Goal of the exercise:
How many lines in the records below hold the string "page"? Please answer with the number and nothing more.

··· Record list

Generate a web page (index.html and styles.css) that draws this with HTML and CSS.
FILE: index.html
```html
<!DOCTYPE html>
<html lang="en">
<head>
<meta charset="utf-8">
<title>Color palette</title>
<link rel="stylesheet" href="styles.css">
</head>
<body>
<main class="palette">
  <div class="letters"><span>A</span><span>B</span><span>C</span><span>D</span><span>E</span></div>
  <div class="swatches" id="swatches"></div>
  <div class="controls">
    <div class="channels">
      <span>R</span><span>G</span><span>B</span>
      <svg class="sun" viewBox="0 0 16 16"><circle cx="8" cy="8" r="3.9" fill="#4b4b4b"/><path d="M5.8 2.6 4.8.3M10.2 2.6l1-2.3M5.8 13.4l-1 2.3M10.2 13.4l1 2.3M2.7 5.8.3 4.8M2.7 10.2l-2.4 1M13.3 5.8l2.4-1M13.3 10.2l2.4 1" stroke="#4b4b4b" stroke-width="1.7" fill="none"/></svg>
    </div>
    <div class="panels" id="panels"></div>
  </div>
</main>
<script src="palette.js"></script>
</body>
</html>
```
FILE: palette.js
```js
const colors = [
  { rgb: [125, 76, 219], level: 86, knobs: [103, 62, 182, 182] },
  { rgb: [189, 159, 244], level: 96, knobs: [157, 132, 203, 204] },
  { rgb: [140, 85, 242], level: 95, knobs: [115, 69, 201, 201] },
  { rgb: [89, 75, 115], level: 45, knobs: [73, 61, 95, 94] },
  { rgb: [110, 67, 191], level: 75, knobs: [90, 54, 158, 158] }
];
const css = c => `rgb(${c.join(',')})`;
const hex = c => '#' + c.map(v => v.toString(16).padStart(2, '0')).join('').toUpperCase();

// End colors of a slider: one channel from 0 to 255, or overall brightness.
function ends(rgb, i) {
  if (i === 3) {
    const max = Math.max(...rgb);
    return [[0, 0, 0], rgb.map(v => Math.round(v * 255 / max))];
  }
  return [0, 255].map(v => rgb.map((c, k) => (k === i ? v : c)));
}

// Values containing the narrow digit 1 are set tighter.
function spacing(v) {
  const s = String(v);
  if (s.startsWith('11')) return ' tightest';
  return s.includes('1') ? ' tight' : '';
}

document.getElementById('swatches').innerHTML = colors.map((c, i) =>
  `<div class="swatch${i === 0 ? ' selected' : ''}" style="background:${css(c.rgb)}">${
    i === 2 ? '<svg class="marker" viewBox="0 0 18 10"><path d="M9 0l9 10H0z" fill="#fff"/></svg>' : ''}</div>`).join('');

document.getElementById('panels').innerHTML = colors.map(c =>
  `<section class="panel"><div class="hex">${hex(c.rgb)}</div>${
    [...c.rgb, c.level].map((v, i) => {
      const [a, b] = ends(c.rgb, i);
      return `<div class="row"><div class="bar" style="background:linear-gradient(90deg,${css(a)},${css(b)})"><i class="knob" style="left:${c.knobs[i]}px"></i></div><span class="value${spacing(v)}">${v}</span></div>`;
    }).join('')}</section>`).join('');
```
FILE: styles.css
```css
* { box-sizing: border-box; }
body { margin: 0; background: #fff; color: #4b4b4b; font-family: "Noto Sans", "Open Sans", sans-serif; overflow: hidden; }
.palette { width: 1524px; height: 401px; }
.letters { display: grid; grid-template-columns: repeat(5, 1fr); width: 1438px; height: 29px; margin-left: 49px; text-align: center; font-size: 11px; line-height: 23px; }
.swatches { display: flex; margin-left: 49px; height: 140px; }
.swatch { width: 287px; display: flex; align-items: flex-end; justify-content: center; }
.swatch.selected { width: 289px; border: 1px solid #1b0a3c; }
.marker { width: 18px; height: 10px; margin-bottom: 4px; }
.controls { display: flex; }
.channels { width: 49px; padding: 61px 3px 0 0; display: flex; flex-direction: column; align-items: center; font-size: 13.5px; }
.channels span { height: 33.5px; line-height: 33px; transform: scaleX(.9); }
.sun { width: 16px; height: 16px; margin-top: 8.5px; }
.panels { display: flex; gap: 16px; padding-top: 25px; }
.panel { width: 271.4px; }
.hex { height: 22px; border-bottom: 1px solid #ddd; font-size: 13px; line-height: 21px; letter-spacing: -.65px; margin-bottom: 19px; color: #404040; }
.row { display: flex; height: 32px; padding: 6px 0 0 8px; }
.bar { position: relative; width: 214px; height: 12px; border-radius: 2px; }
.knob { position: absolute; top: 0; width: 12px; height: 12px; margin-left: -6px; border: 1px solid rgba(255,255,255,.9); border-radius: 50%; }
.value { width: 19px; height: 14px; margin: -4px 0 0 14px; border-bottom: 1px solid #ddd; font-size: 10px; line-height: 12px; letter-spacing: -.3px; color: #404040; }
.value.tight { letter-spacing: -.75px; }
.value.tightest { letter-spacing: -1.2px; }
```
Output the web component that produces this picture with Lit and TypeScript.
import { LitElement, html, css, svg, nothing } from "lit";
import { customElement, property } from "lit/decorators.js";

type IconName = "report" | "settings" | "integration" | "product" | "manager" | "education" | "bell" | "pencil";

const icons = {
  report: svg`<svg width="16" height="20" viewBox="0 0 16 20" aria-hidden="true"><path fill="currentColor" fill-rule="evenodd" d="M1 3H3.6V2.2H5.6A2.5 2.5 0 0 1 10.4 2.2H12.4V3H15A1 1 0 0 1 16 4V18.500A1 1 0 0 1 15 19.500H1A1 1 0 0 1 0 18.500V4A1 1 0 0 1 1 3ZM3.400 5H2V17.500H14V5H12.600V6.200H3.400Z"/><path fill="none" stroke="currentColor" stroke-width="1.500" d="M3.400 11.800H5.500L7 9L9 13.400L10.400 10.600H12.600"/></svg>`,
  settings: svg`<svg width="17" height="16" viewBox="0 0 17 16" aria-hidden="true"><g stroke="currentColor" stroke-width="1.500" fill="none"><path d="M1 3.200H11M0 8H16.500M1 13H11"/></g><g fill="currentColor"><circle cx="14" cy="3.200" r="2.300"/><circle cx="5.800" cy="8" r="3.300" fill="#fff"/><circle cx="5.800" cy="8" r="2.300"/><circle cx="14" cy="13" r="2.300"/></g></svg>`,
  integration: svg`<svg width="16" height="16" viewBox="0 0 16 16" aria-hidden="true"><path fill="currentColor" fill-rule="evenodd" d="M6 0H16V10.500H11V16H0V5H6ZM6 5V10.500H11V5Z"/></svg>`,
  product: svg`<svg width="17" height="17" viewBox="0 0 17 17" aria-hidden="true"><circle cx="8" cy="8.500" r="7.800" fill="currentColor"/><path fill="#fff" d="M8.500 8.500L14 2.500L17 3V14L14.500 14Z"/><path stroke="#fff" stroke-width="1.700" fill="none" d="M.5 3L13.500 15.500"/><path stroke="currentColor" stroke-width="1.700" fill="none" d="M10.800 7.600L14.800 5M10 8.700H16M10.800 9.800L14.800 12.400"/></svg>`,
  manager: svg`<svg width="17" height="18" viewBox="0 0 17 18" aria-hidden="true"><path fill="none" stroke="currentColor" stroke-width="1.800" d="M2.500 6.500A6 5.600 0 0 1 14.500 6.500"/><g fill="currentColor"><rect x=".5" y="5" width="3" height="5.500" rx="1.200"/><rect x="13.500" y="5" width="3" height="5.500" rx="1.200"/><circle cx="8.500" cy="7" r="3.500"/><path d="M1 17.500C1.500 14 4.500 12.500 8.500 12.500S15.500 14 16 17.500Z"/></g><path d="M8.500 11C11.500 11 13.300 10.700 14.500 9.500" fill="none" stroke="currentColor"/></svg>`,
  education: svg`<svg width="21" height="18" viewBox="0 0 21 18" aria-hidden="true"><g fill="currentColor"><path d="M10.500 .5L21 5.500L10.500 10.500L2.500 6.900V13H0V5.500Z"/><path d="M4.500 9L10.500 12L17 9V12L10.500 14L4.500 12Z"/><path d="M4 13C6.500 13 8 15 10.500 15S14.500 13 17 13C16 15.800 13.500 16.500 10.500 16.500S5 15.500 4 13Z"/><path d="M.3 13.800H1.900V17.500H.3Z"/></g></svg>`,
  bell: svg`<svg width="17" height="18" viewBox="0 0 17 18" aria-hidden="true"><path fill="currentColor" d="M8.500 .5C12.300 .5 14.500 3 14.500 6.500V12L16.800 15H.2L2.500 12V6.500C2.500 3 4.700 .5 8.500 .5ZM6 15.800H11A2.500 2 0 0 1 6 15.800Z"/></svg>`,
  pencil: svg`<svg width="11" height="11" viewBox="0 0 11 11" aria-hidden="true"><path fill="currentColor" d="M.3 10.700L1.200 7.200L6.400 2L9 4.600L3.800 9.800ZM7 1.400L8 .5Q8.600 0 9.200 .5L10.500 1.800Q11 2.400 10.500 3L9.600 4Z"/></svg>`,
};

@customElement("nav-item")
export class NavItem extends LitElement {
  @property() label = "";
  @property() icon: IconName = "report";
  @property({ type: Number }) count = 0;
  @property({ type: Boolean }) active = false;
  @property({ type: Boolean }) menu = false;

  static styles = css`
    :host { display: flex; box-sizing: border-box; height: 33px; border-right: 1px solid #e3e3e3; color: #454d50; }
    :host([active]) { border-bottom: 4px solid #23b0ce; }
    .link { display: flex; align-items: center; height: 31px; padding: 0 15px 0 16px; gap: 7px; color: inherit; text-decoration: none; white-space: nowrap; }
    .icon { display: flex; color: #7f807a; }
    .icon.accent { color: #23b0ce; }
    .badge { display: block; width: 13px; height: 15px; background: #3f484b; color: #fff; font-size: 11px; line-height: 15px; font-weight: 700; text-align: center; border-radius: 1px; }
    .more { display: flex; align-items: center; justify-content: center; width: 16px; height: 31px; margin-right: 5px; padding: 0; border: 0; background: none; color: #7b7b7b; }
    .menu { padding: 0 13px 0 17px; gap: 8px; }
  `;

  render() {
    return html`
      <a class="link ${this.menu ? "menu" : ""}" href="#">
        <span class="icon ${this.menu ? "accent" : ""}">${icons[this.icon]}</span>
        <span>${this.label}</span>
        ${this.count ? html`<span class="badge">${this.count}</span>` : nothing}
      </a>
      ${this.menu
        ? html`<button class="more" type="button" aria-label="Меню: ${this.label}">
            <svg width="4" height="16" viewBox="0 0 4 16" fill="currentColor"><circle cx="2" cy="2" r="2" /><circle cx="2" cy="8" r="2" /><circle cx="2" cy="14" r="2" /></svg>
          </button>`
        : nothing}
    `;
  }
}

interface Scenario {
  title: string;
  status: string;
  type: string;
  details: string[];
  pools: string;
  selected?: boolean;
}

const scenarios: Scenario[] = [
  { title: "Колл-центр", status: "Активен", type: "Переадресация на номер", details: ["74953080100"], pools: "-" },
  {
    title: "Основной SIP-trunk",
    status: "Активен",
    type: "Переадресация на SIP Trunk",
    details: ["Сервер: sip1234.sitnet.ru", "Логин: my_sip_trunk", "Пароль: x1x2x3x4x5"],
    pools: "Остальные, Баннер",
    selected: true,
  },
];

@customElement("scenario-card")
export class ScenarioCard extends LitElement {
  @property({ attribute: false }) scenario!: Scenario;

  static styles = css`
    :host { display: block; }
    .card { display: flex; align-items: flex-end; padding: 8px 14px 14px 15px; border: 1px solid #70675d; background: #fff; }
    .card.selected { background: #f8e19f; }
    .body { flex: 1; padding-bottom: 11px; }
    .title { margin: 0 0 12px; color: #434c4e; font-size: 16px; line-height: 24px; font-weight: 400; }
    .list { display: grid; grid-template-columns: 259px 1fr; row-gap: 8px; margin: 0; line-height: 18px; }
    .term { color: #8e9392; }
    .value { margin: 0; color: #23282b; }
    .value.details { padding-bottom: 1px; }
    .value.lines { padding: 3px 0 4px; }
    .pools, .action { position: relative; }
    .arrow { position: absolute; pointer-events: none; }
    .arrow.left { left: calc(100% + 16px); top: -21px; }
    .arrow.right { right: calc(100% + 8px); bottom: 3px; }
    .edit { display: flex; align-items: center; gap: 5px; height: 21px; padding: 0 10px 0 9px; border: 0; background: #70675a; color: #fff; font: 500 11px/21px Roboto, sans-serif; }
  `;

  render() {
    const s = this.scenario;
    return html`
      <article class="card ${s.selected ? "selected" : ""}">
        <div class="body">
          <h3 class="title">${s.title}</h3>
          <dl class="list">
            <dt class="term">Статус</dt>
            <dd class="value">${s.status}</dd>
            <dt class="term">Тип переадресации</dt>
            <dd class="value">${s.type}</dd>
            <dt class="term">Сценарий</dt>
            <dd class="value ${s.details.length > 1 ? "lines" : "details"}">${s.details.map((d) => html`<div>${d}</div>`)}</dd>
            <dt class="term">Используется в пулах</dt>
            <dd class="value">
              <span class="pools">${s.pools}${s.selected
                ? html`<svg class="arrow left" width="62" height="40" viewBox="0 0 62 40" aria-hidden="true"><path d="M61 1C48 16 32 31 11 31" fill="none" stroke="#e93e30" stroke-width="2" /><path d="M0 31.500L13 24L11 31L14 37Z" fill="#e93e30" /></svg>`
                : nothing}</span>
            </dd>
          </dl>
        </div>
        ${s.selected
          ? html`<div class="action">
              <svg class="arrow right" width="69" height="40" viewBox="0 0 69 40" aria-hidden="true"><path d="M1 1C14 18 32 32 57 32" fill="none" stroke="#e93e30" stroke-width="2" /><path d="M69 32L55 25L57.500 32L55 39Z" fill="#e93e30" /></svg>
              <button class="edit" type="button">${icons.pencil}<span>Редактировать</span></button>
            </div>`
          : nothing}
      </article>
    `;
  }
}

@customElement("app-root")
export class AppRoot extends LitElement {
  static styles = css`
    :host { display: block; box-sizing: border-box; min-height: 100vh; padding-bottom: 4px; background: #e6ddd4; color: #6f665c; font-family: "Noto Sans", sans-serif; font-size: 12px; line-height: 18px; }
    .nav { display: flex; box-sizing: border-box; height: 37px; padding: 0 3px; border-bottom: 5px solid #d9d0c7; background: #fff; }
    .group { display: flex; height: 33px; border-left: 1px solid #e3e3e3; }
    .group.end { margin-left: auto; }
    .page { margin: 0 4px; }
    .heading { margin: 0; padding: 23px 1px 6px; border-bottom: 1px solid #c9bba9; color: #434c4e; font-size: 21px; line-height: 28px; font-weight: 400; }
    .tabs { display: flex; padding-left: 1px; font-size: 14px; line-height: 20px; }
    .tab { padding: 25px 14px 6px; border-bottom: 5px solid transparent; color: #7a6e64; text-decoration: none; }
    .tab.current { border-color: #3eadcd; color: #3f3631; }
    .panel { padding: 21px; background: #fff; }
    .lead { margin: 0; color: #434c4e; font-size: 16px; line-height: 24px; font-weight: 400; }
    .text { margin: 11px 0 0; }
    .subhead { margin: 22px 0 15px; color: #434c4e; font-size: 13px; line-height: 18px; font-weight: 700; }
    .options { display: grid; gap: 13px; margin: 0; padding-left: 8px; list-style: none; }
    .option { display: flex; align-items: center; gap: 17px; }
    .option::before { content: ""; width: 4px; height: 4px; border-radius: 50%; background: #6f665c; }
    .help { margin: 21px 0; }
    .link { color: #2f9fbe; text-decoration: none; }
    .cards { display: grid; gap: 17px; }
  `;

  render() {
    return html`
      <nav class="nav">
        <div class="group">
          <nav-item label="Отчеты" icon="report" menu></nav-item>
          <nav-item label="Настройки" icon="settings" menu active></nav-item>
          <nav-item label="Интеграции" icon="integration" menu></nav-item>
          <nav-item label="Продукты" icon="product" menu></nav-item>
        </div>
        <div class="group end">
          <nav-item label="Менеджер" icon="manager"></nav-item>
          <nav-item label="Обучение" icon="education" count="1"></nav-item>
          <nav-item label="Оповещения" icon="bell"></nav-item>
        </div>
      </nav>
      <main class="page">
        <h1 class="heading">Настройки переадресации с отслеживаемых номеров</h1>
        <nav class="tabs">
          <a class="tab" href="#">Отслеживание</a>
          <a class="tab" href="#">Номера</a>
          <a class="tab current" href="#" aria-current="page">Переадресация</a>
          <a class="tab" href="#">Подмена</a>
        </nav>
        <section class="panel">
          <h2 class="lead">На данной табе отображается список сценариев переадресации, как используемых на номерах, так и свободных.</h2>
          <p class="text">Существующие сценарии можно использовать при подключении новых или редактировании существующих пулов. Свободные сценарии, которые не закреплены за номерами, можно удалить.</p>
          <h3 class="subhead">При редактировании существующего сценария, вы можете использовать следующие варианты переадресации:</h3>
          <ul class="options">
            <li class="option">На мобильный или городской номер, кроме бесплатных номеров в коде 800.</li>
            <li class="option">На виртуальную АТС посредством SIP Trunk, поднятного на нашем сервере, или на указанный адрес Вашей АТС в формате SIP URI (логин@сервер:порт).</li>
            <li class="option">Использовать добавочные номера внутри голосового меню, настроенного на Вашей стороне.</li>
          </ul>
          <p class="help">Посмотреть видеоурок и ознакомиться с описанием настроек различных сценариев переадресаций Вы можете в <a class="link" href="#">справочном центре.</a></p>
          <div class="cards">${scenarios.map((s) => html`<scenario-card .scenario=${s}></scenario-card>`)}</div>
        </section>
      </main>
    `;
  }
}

······

Result below:
4